→ STORED DATA:
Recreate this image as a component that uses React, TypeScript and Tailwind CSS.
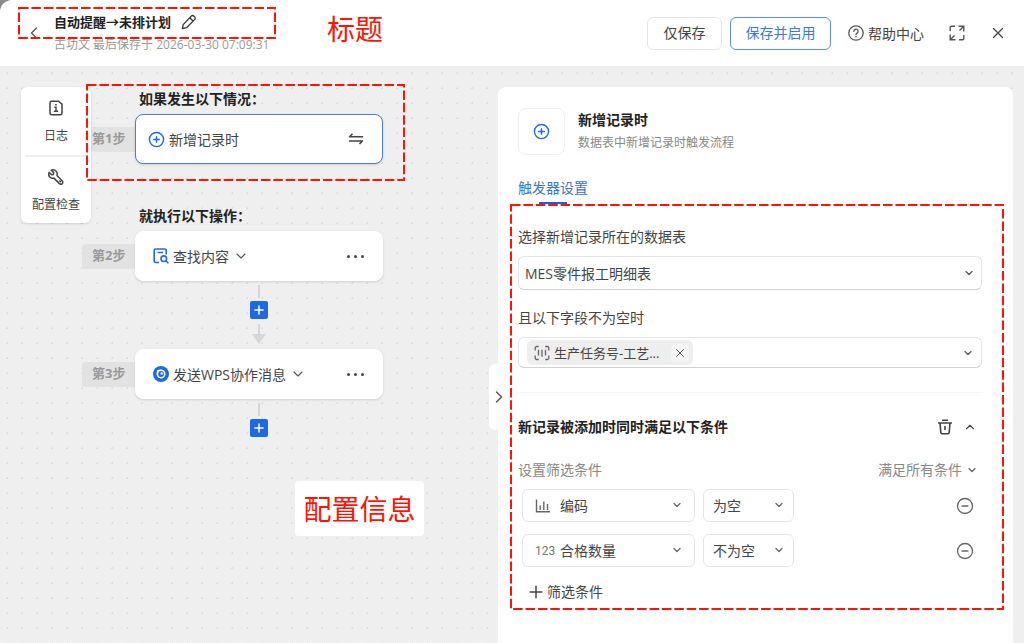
import type { ReactNode } from 'react';
import { ChevronDown, ChevronLeft, ChevronRight, ChevronUp, CircleMinus, CirclePlus, Plus, X } from 'lucide-react';

interface Condition {
  id: string;
  field: string;
  operator: string;
  icon: ReactNode;
}

function PencilIcon() {
  return (
    <svg className="w-4 h-4" viewBox="0 0 16 16" fill="none" stroke="#333" strokeWidth="1.3" strokeLinejoin="round">
      <path d="M1.4 14.6 2.2 10.6 10.4 2a1.6 1.6 0 0 1 2.3 0l1.1 1.1a1.6 1.6 0 0 1 0 2.3L5.5 13.7 1.4 14.6ZM8.8 3.8l3.2 3.2" />
    </svg>
  );
}

function HelpIcon() {
  return (
    <svg className="w-4 h-4" viewBox="0 0 16 16" fill="none" stroke="#555" strokeWidth="1.3" strokeLinecap="round">
      <circle cx="8" cy="8" r="7.2" />
      <path d="M5.9 6.4a2.1 2.1 0 1 1 3.2 1.7c-.7.5-1.1.8-1.1 1.5" />
      <path d="M8 11.5v.2" strokeWidth="1.5" />
    </svg>
  );
}

function ExpandIcon() {
  return (
    <svg className="w-4 h-4" viewBox="0 0 16 16" fill="none" stroke="#555" strokeWidth="1.4">
      <path d="M1.2 6V2.2a1 1 0 0 1 1-1H6M9.5 1.2h5.3v5.3M14.8 1.2 10.500 5.500M14.8 10v3.800a1 1 0 0 1-1 1H10M6.5 14.8H1.2V9.5M1.2 14.8 5.500 10.500" />
    </svg>
  );
}

function LogIcon() {
  return (
    <svg className="w-4 h-4" viewBox="0 0 16 16" fill="none" stroke="#444" strokeWidth="1.5">
      <path d="M3.5 1.2h7l3.5 3v9a1.5 1.5 0 0 1-1.5 1.5h-9A1.5 1.5 0 0 1 2 13.200V2.700a1.500 1.500 0 0 1 1.500-1.500Z" />
      <path d="M6.300 7.200H8v4M5.800 11.300h4.400M7.200 4.700h1.600" strokeWidth="1.400" />
    </svg>
  );
}

function WrenchIcon() {
  return (
    <svg className="w-4 h-4" viewBox="0 0 16 16" fill="none" stroke="#444" strokeWidth="1.5" strokeLinejoin="round">
      <path d="M3.300 1.200 5.700 3.600 5.400 5.400 3.600 5.700 1.200 3.300C.300 5.600.900 7.500 2.400 8.500c1 .8 2.300.9 3.500.6l5.500 5.500a1.900 1.900 0 0 0 2.900-2.700L9 6.400c.5-1.500.3-3-.8-4.100C6.900.9 5 .5 3.300 1.200Z" />
      <path d="m11.800 12 .6.600" strokeLinecap="round" />
    </svg>
  );
}

function SwapIcon() {
  return (
    <svg className="w-4 h-4" viewBox="0 0 16 16" fill="none" stroke="#444" strokeWidth="1.600" strokeLinejoin="round">
      <path d="M4.500 2.700 1.500 5.700H15M1 10h13.500l-3 3" />
    </svg>
  );
}

function SearchDocIcon() {
  return (
    <svg className="w-4 h-4" viewBox="0 0 16 16" fill="none" stroke="#1f6ae1" strokeWidth="1.600">
      <path d="M6 14.500H2.700A1.500 1.500 0 0 1 1.200 13V2.500A1.500 1.500 0 0 1 2.700 1h9a1.500 1.500 0 0 1 1.500 1.500V6.500M4.500 4.500H10" />
      <circle cx="10.800" cy="10.700" r="2.800" />
      <path d="m12.800 12.700 2.600 2.600" />
    </svg>
  );
}

function WpsIcon() {
  return (
    <svg className="w-4 h-4" viewBox="0 0 16 16" fill="none">
      <circle cx="8" cy="8" r="8" fill="#1f6ae1" />
      <path d="M4 4.200c1-.6 2.500-.8 4-.8a4.500 4.500 0 1 1-4.400 3.600c.2-1 .5-1.800.4-2.800Z" fill="#fff" />
      <circle cx="8.100" cy="8" r="2.900" fill="#1f6ae1" />
      <circle cx="8.700" cy="7.500" r="1.300" fill="#fff" />
    </svg>
  );
}

function BarcodeIcon() {
  return (
    <svg className="w-4 h-4" viewBox="0 0 16 16" fill="none" stroke="#666" strokeWidth="1.300">
      <path d="M1.200 5.500V3a1.500 1.500 0 0 1 1.500-1.500h2M11.300 1.500h2A1.500 1.500 0 0 1 14.800 3v2.500M14.800 10.500V13a1.500 1.500 0 0 1-1.500 1.500h-2M4.700 14.500h-2A1.500 1.500 0 0 1 1.200 13v-2.500" />
      <path d="M4.500 4.800v5.700M8 4.800v7M11.500 4.800v5.700" />
    </svg>
  );
}

function ChartIcon() {
  return (
    <svg className="w-4 h-4" viewBox="0 0 16 16" fill="none" stroke="#666" strokeWidth="1.400">
      <path d="M1.500 1.500v12.300H15M5.200 7.500v4.500M8.800 3.500V12M12.500 6v6" />
    </svg>
  );
}

function TrashIcon() {
  return (
    <svg className="w-4 h-4" viewBox="0 0 16 16" fill="none" stroke="#444" strokeWidth="1.600">
      <path d="M5 1.300h6M1 4h14M3 4l.8 9.500a1.300 1.300 0 0 0 1.300 1.200h5.800a1.300 1.300 0 0 0 1.300-1.200L13 4M8 7v4" />
    </svg>
  );
}

const conditions: Condition[] = [
  { id: 'code', field: '编码', operator: '为空', icon: <ChartIcon /> },
  { id: 'qty', field: '合格数量', operator: '不为空', icon: <span className="font-[Roboto] text-xs text-[#777]">123</span> },
];

// Red dashed frame drawn around an area worth pointing at
function Callout({ className }: { className: string }) {
  return (
    <div className={`absolute z-20 pointer-events-none ${className}`}>
      <svg className="w-full h-full overflow-visible" fill="none">
        <rect width="100%" height="100%" stroke="#fd1407" strokeWidth="2" strokeDasharray="9.500 2.900" />
      </svg>
    </div>
  );
}

function StepRow({ step, active, children }: { step: string; active?: boolean; children: ReactNode }) {
  return (
    <div className="flex items-center">
      <div className="w-[53px] h-[25px] pl-[10px] flex items-center rounded-l bg-[#e2e2e2] text-[13px] font-bold text-[#999]">
        {step}
      </div>
      <div className={`w-[248px] h-[50px] pr-[18px] flex items-center justify-between rounded-lg bg-white border shadow ${active ? 'border-[#4a7fd8] pl-3' : 'border-white pl-[17px]'}`}>
        {children}
      </div>
    </div>
  );
}

function AddStep() {
  return (
    <>
      <span className="w-0.5 h-[13px] mt-1 bg-[#d6d6d6]" />
      <button aria-label="添加步骤" className="w-[18px] h-[18px] mt-[3px] flex items-center justify-center rounded-xs bg-[#1f6ae1] text-white">
        <Plus className="w-[14px] h-[14px]" strokeWidth={2.5} />
      </button>
    </>
  );
}

function MoreButton() {
  return (
    <button aria-label="更多" className="flex gap-1">
      <span className="w-[3px] h-[3px] rounded-full bg-[#444]" />
      <span className="w-[3px] h-[3px] rounded-full bg-[#444]" />
      <span className="w-[3px] h-[3px] rounded-full bg-[#444]" />
    </button>
  );
}

function Header() {
  return (
    <header className="h-[66px] pl-[27px] pr-[17px] flex items-center bg-white rounded-tl-xl">
      <div className="relative h-full w-[248px] flex">
        <Callout className="-left-2 right-0 top-2 h-[30px]" />
        <button aria-label="返回" className="w-[27px] h-full">
          <ChevronLeft className="w-5 h-5 -ml-[3px] text-[#555]" strokeWidth={1.5} />
        </button>
        <div className="pt-[12px] whitespace-nowrap">
          <div className="flex items-center gap-[10px]">
            <h1 className="text-[13px] leading-5 font-bold text-[#222]">自动提醒→未排计划</h1>
            <button aria-label="重命名"><PencilIcon /></button>
          </div>
          <p className="mt-[3px] text-xs leading-5 text-[#999]">古功文 最后保存于 2026-03-30 07:09:31</p>
        </div>
      </div>
      <strong className="ml-[52px] mb-2 text-[28px] leading-9 font-normal text-[#fd1407] whitespace-nowrap">标题</strong>
      <div className="ml-auto flex items-center text-[14px] text-[#444] whitespace-nowrap">
        <button className="w-[75px] h-[33px] pb-0.5 rounded-md border border-[#e6e6e6]">仅保存</button>
        <button className="w-[101px] h-[33px] pb-0.5 ml-2 rounded-md border border-[#5b8fe0] text-[#3b78dc]">保存并启用</button>
        <button className="ml-[17px] flex items-center gap-1"><HelpIcon />帮助中心</button>
        <button aria-label="全屏" className="ml-[25px]"><ExpandIcon /></button>
        <button aria-label="关闭" className="ml-6"><X className="w-[18px] h-[18px] text-[#444]" strokeWidth={1.7} /></button>
      </div>
    </header>
  );
}

function SideTools() {
  return (
    <nav className="z-10 w-[70px] mt-[21px] px-1 shrink-0 self-start rounded-md bg-white shadow text-xs text-[#444]">
      <button className="w-full h-[68px] pt-1 flex flex-col items-center justify-center gap-[10px] leading-5">
        <LogIcon />
        日志
      </button>
      <button className="w-full h-[68px] pt-1 flex flex-col items-center justify-center gap-[10px] leading-5 border-t-2 border-[#eee]">
        <WrenchIcon />
        配置检查
      </button>
    </nav>
  );
}

function Flow() {
  return (
    <section className="w-[416px] -ml-[9px] pt-[23px] shrink-0 text-[#444]">
      <div className="relative">
        <Callout className="left-[5px] right-[94px] -top-1 h-[95px]" />
        <h2 className="pl-[57px] mb-[5px] text-[14px] leading-5 font-bold text-[#222]">如果发生以下情况：</h2>
        <StepRow step="第1步" active>
          <span className="flex items-center gap-1 text-[14px]">
            <CirclePlus className="w-[17px] h-[17px] text-[#1f6ae1]" strokeWidth={2} />
            新增记录时
          </span>
          <button aria-label="切换触发器"><SwapIcon /></button>
        </StepRow>
      </div>
      <h2 className="pl-[57px] mt-[42px] mb-[5px] text-[14px] leading-5 font-bold text-[#222]">就执行以下操作：</h2>
      <StepRow step="第2步">
        <button className="flex items-center gap-1 text-[14px]">
          <SearchDocIcon />
          查找内容
          <ChevronDown className="w-4 h-4 text-[#555]" strokeWidth={1.7} />
        </button>
        <MoreButton />
      </StepRow>
      <div className="w-[248px] h-[68px] ml-[53px] flex flex-col items-center">
        <AddStep />
        <svg className="w-[14px] h-5 mt-[5px]" viewBox="0 0 14 20" fill="#d6d6d6">
          <path d="M6 0h2v10h6l-7 10-7-10h6z" />
        </svg>
      </div>
      <StepRow step="第3步">
        <button className="flex items-center gap-1 text-[14px]">
          <WpsIcon />
          发送WPS协作消息
          <ChevronDown className="w-4 h-4 text-[#555]" strokeWidth={1.7} />
        </button>
        <MoreButton />
      </StepRow>
      <div className="w-[248px] ml-[53px] flex flex-col items-center">
        <AddStep />
      </div>
      <div className="w-[129px] h-[55px] pt-px mt-11 ml-[213px] flex items-center justify-center rounded bg-white text-[28px] text-[#fd1407]">
        配置信息
      </div>
    </section>
  );
}

function ConditionRow({ condition }: { condition: Condition }) {
  return (
    <div className="flex items-center mb-3 pl-1 text-[14px]">
      <div className="relative">
        <span className="absolute left-[13px] inset-y-0 flex items-center">{condition.icon}</span>
        <select aria-label="字段" className="w-[173px] h-[33px] pl-[37px] appearance-none rounded-md border border-[#e6e6e6] bg-transparent">
          <option>{condition.field}</option>
        </select>
        <ChevronDown className="absolute right-3 top-[10px] w-3 h-3 text-[#666] pointer-events-none" strokeWidth={2.5} />
      </div>
      <div className="relative ml-2">
        <select aria-label="条件" className="w-[91px] h-[33px] pl-[9px] appearance-none rounded-md border border-[#e6e6e6] bg-transparent">
          <option>{condition.operator}</option>
        </select>
        <ChevronDown className="absolute right-[9px] top-[10px] w-3 h-3 text-[#666] pointer-events-none" strokeWidth={2.5} />
      </div>
      <button aria-label="删除条件" className="ml-auto mr-2">
        <CircleMinus className="w-[18px] h-[18px] text-[#666]" strokeWidth={1.7} />
      </button>
    </div>
  );
}

function TriggerPanel() {
  return (
    <aside className="relative flex-1 min-w-[420px] mt-[21px] mr-[11px] pt-[21px] pl-5 pr-[31px] rounded-t-lg bg-white text-[#444]">
      <button aria-label="收起面板" className="absolute -left-[9px] top-[277px] w-5 h-[66px] flex items-center justify-center rounded-l-md bg-white">
        <ChevronRight className="w-5 h-5 shrink-0 text-[#555]" strokeWidth={1.7} />
      </button>
      <div className="flex gap-[13px]">
        <div className="w-[47px] h-[47px] flex items-center justify-center rounded-lg border border-[#f0f0f0]">
          <CirclePlus className="w-[17px] h-[17px] text-[#1f6ae1]" />
        </div>
        <div className="pt-[2px] leading-5">
          <h2 className="text-[14px] leading-5 font-bold text-[#222]">新增记录时</h2>
          <p className="mt-[3px] text-xs leading-5 text-[#888]">数据表中新增记录时触发流程</p>
        </div>
      </div>
      <button className="block mt-[23px] text-[14px] leading-5 text-[#3b74cc]">
        触发器设置
        <span className="block w-7 h-0.5 mt-1 mx-auto bg-[#1f5fd0]" />
      </button>

      <div className="relative pt-[23px] pb-[7px] text-[14px] leading-5">
        <Callout className="-left-[7px] -right-[21px] top-px bottom-0" />
        <label htmlFor="source" className="block mb-[9px]">选择新增记录所在的数据表</label>
        <div className="relative">
          <select id="source" className="block w-full h-[34px] pl-[6px] pt-0.5 appearance-none rounded-md border border-[#e4e4e4] border-b-[#d0d0d0] bg-transparent">
            <option>MES零件报工明细表</option>
          </select>
          <ChevronDown className="absolute right-[7px] top-[11px] w-3 h-3 text-[#555] pointer-events-none" strokeWidth={2.5} />
        </div>
        <p className="mt-[18px] mb-[9px]">且以下字段不为空时</p>
        <div className="h-[31px] pl-2 pr-[7px] flex items-center justify-between rounded-md border border-[#e4e4e4] border-b-[#d0d0d0]">
          <span className="w-[166px] h-[25px] pl-[7px] pr-1 flex items-center rounded-md bg-[#eee] text-[13px]">
            <BarcodeIcon />
            <span className="ml-1">生产任务号-工艺...</span>
            <button aria-label="移除字段" className="ml-auto p-0.5 bg-[#f4f4f4] rounded-sm">
              <X className="w-[14px] h-[14px] text-[#555]" strokeWidth={1.7} />
            </button>
          </span>
          <button aria-label="选择字段"><ChevronDown className="w-3 h-3 text-[#555]" strokeWidth={2.5} /></button>
        </div>
        <hr className="mt-6 border-[#f6f6f6]" />
        <div className="mt-6 flex items-center">
          <h3 className="font-bold text-[#222]">新记录被添加时同时满足以下条件</h3>
          <button aria-label="删除" className="ml-auto mr-[10px]"><TrashIcon /></button>
          <button aria-label="折叠" className="mr-[5px]"><ChevronUp className="w-[14px] h-[14px]" /></button>
        </div>
        <div className="mt-[23px] mb-[9px] flex items-center justify-between text-[14px] text-[#888]">
          <span>设置筛选条件</span>
          <button className="flex items-center gap-1 mr-1">满足所有条件<ChevronDown className="w-3 h-3 text-[#666]" strokeWidth={2.5} /></button>
        </div>
        {conditions.map((condition) => (
          <ConditionRow key={condition.id} condition={condition} />
        ))}
        <button className="mt-[15px] ml-2 flex items-center gap-px text-[14px]">
          <Plus className="w-5 h-5" strokeWidth={1.8} />
          筛选条件
        </button>
      </div>
    </aside>
  );
}

export default function App() {
  return (
    <div className="min-h-screen flex flex-col bg-[#8a8a8a] font-['Open_Sans','Noto_Sans_CJK_SC',sans-serif]">
      <Header />
      <main className="flex-1 flex pl-[21px] bg-[#efefef] bg-[radial-gradient(circle,#dcdcdc_1px,transparent_1px)] bg-size-[15px_15px]">
        <SideTools />
        <Flow />
        <TriggerPanel />
      </main>
    </div>
  );
}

→ REQUIRED TASK: Starting with the first line of the data above and ending with the line containing "CirclePlus, Plus, X", please restate every line exactly, leaving images out.

→ ANSWER TO THIS PROBLEM:
Recreate this image as a component that uses React, TypeScript and Tailwind CSS.
import type { ReactNode } from 'react';
import { ChevronDown, ChevronLeft, ChevronRight, ChevronUp, CircleMinus, CirclePlus, Plus, X } from 'lucide-react';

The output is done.